Dr. Mathias Middelberg, Mitglied der Union im Finanzausschuss, betonte hingegen die Fortschritte, die die deutsche Regierung in Toronto für sich verbuchen konnte: "Die Haltung der USA in der Frage der Konsolidierung ‚umzudrehen" ist ein Kernerfolg", lobte der CDU-Politiker. Natürlich sei eine Lösung in der Frage der Finanztransaktionsteuer "erfreulich" gewesen, "aber man ist nicht allein auf der Welt".
Auch Middelberg unterstützte die Initiative zu einer europäischen Lösung, warnte aber davor, den Menschen "Sand in die Augen zu streuen". Die Steuer sei zwar ein wichtiger Beitrag, die Kosten der Krise abzufedern. Künftige Krisen verhindern könne sie aber nicht. Wichtig seien daher andere Maßnahmen, die die Bundesregierung bereits beschlossen habe.

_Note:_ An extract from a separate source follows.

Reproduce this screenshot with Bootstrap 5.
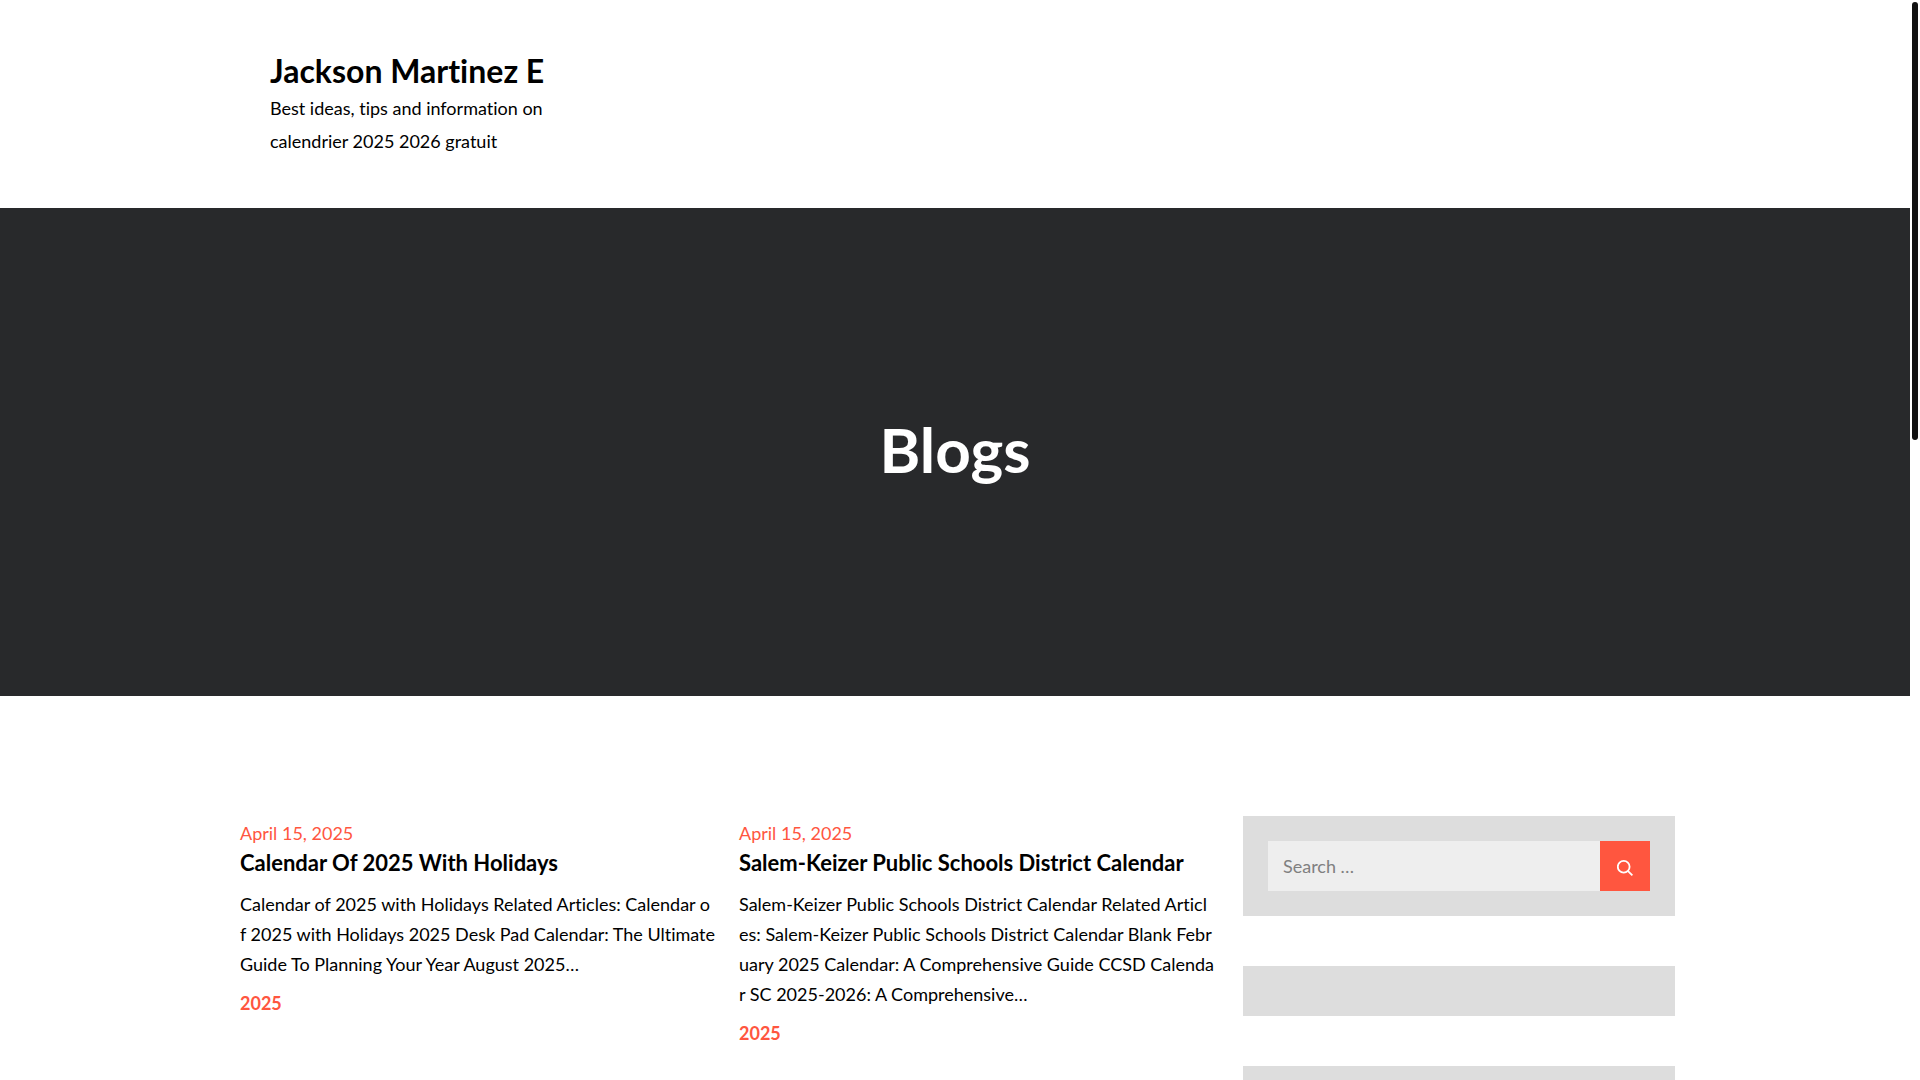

Middelberg nannte in diesem Zusammenhang unter anderem die Änderung der Vergütungsregeln für Manager. "Wir haben festgeschrieben, dass nur noch höchstens 50 Prozent als flexible Vergütung ausgezahlt werden dürfen - und wir haben dafür gesorgt, dass es künftig nicht nur den Bonus, sondern auch den Malus gibt." Das seien "vorbeugende Regelungen", um die "menschliche Gier" einzuschränken, erklärte Middelberg.